# WORK INSTRUCTIONS:
Your task is to copy each line that has the word "styles".

#### DATA SUPPLIED ####

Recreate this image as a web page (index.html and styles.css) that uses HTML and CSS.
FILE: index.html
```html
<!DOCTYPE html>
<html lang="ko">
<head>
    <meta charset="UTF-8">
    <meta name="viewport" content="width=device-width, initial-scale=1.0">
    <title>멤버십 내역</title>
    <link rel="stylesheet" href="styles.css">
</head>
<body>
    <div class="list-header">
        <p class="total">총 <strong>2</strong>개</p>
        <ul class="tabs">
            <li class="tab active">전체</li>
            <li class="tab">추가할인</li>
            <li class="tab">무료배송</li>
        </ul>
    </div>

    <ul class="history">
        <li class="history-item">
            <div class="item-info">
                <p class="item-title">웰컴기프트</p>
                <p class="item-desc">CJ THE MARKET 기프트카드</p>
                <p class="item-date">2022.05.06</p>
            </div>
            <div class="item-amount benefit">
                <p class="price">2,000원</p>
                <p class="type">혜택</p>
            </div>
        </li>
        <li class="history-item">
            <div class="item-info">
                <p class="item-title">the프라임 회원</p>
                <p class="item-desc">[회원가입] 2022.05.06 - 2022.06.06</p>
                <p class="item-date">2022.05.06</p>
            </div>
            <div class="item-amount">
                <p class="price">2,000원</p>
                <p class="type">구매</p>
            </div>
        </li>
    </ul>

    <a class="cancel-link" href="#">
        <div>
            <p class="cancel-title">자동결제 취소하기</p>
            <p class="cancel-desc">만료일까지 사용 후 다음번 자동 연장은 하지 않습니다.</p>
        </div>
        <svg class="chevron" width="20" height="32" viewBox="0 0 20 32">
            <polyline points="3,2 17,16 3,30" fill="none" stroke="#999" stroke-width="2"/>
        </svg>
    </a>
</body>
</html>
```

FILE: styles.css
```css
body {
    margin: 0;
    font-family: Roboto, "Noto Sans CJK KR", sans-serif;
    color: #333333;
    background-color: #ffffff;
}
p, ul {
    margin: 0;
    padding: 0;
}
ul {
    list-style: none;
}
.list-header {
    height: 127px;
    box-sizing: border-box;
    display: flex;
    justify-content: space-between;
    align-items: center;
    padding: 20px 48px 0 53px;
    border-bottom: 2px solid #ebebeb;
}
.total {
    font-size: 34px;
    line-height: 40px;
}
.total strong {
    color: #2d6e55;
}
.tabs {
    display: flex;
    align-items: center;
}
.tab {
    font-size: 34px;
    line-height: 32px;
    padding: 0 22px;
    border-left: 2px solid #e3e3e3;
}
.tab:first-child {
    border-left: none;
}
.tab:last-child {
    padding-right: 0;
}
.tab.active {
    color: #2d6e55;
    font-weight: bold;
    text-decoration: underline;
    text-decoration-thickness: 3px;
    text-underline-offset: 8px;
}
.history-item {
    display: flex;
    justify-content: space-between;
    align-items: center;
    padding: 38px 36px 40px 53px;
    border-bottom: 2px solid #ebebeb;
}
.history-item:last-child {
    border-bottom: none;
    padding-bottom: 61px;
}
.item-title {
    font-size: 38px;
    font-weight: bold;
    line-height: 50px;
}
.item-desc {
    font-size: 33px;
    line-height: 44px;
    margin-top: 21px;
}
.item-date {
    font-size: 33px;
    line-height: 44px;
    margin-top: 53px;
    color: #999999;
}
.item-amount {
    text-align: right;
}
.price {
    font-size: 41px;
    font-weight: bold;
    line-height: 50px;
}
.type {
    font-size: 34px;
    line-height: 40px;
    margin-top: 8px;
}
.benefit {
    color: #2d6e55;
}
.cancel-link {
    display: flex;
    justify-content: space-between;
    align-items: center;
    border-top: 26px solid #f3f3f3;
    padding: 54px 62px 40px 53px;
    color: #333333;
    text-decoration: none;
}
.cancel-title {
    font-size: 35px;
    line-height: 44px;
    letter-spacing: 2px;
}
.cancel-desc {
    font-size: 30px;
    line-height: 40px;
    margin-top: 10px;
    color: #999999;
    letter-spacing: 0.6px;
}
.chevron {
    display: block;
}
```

####
#### DATA SUPPLIED ####

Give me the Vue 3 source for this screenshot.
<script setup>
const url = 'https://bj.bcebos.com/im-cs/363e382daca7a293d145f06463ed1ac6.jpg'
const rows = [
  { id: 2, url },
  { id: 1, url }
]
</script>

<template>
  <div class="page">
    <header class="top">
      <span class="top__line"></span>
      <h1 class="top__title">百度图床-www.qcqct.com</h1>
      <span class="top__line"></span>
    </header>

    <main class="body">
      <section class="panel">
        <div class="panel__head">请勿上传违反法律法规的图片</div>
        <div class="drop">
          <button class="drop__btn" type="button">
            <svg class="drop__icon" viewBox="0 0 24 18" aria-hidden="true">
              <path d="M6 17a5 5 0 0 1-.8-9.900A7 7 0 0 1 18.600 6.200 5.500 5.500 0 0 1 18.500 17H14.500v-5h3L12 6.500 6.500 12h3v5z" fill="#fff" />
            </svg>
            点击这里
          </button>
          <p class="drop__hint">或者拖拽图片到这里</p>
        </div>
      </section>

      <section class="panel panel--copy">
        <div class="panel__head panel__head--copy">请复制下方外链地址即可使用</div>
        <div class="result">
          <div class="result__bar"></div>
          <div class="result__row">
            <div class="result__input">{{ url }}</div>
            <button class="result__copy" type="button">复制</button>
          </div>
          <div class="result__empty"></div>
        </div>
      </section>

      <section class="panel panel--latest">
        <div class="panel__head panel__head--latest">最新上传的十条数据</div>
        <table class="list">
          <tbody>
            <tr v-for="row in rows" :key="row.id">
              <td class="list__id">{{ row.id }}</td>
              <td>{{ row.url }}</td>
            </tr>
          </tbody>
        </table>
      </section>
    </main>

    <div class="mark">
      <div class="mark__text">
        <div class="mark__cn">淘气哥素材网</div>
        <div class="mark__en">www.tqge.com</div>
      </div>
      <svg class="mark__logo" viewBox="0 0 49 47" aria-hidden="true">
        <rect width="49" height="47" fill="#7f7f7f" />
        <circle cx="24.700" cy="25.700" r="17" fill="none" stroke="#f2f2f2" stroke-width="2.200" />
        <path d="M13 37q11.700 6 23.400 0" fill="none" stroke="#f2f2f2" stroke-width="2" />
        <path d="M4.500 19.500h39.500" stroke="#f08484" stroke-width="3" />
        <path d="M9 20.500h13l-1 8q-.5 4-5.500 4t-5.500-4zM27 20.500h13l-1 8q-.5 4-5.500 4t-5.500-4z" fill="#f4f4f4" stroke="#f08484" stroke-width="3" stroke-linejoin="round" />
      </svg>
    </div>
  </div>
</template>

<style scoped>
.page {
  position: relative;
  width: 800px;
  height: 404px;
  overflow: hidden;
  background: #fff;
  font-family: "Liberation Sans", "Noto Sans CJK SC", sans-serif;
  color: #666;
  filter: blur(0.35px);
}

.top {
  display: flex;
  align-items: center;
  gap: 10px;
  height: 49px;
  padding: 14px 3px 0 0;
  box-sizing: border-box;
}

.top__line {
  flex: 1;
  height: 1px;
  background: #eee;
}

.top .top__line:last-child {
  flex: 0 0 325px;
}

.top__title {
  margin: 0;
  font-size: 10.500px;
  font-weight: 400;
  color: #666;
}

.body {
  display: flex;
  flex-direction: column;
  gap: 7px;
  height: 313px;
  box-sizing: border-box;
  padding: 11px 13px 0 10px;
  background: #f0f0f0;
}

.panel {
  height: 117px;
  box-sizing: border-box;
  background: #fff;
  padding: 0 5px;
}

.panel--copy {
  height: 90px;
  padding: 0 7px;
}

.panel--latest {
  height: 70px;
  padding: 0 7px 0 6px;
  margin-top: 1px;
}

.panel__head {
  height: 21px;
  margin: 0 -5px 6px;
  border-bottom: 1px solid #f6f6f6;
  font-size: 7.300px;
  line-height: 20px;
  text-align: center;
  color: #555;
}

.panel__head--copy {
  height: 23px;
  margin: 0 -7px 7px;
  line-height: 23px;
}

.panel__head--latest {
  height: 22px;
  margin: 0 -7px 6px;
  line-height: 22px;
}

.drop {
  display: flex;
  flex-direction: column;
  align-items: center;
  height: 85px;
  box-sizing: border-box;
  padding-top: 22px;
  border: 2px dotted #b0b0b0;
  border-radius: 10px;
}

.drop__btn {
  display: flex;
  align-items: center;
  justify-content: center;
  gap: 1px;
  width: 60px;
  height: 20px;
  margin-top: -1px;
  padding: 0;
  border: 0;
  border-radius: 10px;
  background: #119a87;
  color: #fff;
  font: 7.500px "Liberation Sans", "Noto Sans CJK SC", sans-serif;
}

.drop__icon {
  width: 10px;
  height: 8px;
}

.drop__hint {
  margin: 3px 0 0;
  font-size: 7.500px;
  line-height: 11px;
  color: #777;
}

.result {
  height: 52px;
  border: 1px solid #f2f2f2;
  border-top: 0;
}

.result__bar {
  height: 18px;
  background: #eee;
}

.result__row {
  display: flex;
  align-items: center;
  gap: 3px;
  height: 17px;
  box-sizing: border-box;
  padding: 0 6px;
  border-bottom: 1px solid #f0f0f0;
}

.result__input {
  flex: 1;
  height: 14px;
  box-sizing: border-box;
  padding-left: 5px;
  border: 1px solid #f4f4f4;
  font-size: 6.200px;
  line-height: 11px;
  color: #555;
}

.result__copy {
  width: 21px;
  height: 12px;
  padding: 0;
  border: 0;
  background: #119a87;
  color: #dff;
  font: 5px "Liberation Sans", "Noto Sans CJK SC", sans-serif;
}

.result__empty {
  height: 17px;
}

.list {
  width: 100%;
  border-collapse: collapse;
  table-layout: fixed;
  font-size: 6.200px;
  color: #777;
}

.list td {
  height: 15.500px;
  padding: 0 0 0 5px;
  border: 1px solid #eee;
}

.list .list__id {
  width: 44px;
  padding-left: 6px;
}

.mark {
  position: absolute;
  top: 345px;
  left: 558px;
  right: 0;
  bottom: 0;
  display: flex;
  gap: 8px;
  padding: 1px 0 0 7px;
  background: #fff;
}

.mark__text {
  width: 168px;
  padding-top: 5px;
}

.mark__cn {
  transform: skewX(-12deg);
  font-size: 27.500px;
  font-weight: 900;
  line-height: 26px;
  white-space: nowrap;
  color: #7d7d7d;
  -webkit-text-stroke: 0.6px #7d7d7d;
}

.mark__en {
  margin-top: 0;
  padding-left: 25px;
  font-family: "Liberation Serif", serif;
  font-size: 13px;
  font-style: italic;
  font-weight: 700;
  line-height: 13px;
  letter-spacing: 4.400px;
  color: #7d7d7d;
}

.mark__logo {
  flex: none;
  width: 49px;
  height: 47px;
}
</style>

####

# IN RESPONSE:
Recreate this image as a web page (index.html and styles.css) that uses HTML and CSS.
    <link rel="stylesheet" href="styles.css">
FILE: styles.css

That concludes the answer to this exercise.